В школе рядом со мной сидела девочка Женя. Тётя ее работала продавцом. Опасная в блокаду профессия. А магазин находился на углу улиц Комсомола и Интернациональной — в брошенном сейчас доме, там, где ресторан «Волна» был. Пришли к ним проверяющие и нашли бочонок с растительным маслом, который не значился ни в каких документах. В чём дело, что такое? Что там директор, Иван Иванович, на это отвечал — не знаю, а только вскоре стало известно, что и ему, и тёте моей одноклассницы вынесли одинаковый приговор — расстрел.

Гришка

Перед войной в нашем доме появился новый жилец — молодой человек очень приятной наружности. Вскоре он женился и привёз жену в Кронштадт. Милая, скромная, деревенская женщина с круглым веснушчатым лицом, очень добродушная и отзывчивая. Все в доме сразу же её полюбили. Родился у Шуры мальчик. Но она тут же снова забеременела и родила второго мальчика, как раз накануне войны. И когда начались тревоги и бегания по бомбоубежищам, я часто встречала Шуру с грудным ребенком на руках и с другим малышом, цеплявшимся за неё. И муж был с ней. Помогал, поддерживал. Это было нормально. Так делали все.

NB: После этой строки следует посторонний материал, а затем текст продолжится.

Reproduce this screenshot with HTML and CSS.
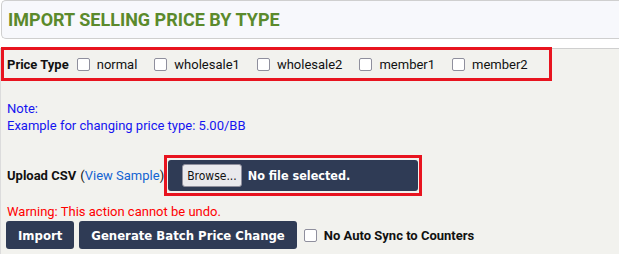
FILE: index.html
```html
<!DOCTYPE html>
<html lang="en">
<head>
    <meta charset="UTF-8">
    <meta name="viewport" content="width=device-width, initial-scale=1.0">
    <title>Import Selling Price By Type</title>
    <link rel="stylesheet" href="styles.css">
</head>
<body>
    <div class="page-header">
        <h3>IMPORT SELLING PRICE BY TYPE</h3>
    </div>

    <div class="panel">
        <div class="price-type highlight">
            <label class="field-label">Price Type</label>
            <label class="check"><span class="box"></span>normal</label>
            <label class="check"><span class="box"></span>wholesale1</label>
            <label class="check"><span class="box"></span>wholesale2</label>
            <label class="check"><span class="box"></span>member1</label>
            <label class="check"><span class="box"></span>member2</label>
        </div>

        <p class="note">Note:<br>Example for changing price type: 5.00/BB</p>

        <div class="upload-row">
            <label class="field-label">Upload CSV</label>
            <span class="sample">(<a href="#">View Sample</a>)</span>
            <div class="highlight file-wrap">
                <div class="file-input">
                    <button class="browse">Browse...</button>
                    <span class="file-name">No file selected.</span>
                </div>
            </div>
        </div>

        <p class="warning">Warning: This action cannot be undo.</p>

        <div class="actions">
            <button class="btn">Import</button>
            <button class="btn">Generate Batch Price Change</button>
            <label class="check bold"><span class="box"></span>No Auto Sync to Counters</label>
        </div>
    </div>
</body>
</html>
```

FILE: styles.css
```css
/* General */
body {
    font-family: Roboto, "Liberation Sans", Arial, sans-serif;
    font-size: 13px;
    color: #111;
    background: #fff;
    margin: 0;
}

.page-header {
    margin: 0 0 0 1px;
    height: 37px;
    background: #f7f8fc;
    border: 1px solid #cfcfcf;
    border-right: none;
    border-radius: 5px 0 0 5px;
    display: flex;
    align-items: center;
    padding-left: 6px;
}

.page-header h3 {
    margin: 0;
    font-size: 18px;
    font-weight: bold;
    color: #5b8a2c;
}

.panel {
    margin-top: 9px;
    background: #f2f2ee;
    border-top: 1px solid #cfcfcf;
    border-left: 1px solid #dcdcdc;
    height: 205px;
}

.highlight {
    border: 3px solid #e8141f;
}

/* Price type row */
.price-type {
    display: flex;
    align-items: center;
    width: 542px;
    height: 28px;
    margin: -2px 0 0 0;
    padding-left: 3px;
}

.field-label {
    font-weight: bold;
    margin-right: 8px;
}

.check {
    display: flex;
    align-items: center;
    margin-right: 17px;
}

.check .box {
    width: 11px;
    height: 11px;
    border: 1px solid #8f8f9d;
    border-radius: 2px;
    background: #fff;
    margin-right: 7px;
}

.note {
    color: #1515f0;
    margin: 19px 0 0 6px;
    line-height: 17px;
}

/* Upload */
.upload-row {
    display: flex;
    align-items: center;
    margin-top: 21px;
    padding-left: 6px;
}

.upload-row .field-label {
    margin-right: 4px;
}

.sample a {
    color: #1464d2;
    text-decoration: none;
}

.file-wrap {
    margin-left: 0;
    padding: 2px 1px;
}

.file-input {
    width: 236px;
    height: 31px;
    background: #2f3b55;
    border-radius: 3px;
    display: flex;
    align-items: center;
    padding-left: 14px;
}

.browse {
    font-family: "DejaVu Sans Condensed", "DejaVu Sans", sans-serif;
    font-size: 12px;
    height: 23px;
    padding: 0 4px;
    background: #e9e9ed;
    border: 1px solid #8f8f9d;
    border-radius: 3px;
    color: #111;
}

.file-name {
    font-family: "DejaVu Sans Condensed", "DejaVu Sans", sans-serif;
    font-weight: bold;
    font-size: 12.5px;
    color: #fff;
    margin-left: 6px;
}

.warning {
    color: #f00;
    margin: 8px 0 0 6px;
}

/* Buttons */
.actions {
    display: flex;
    align-items: center;
    margin-top: 2px;
    padding-left: 5px;
}

.btn {
    font-family: "DejaVu Sans Condensed", "DejaVu Sans", sans-serif;
    font-weight: bold;
    font-size: 13px;
    height: 28px;
    padding: 0 12px;
    margin-right: 5px;
    background: #2f3b55;
    color: #fff;
    border: none;
    border-radius: 3px;
}

.actions .check {
    margin-left: 2px;
}

.bold {
    font-weight: bold;
}
```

Но вот начались блокадные будни. Тьма, холод. При свете коптилок сидели в своих углах люди, экономя силы, лишний раз стараясь никуда не ходить. И я долгое время не видела Шуру. Но однажды вечером кто-то постучал к нам в дверь. Вошла Шура, поздоровалась, помялась немного и сказала, обращаясь к маме:
— Тетя Поля, дайте мне, пожалуйста, 20 копеек, мне хлеб выкупить…
Мама удивилась:
— У тебя что, нет денег даже на паёк?
— У меня совсем нет денег, Гриша-то от меня ушёл…
Мама дала Шуре несколько рублей, и она ушла. А мы с мамой уставились друг на друга — оставить жену и детей без копейки!..
Весной, когда все радовались весне и прибавке продуктов, стало известно, что Шура умерла, детей забрали в детский дом. Никто никогда не слышал от Шуры никаких жалоб, никуда она не ходила с просьбой о помощи, не искала и не осуждала своего мужа.
В апреле объявился Гриша:
— Где моя Шура?
Я стояла, набычившись, и думала, как мог он бросить на произвол судьбы жену и маленьких детей. В нашем доме проживало 20 семей, и все держались вместе, все старались как-то защитить своих близких. Шкуру свою спасал один только Гриша.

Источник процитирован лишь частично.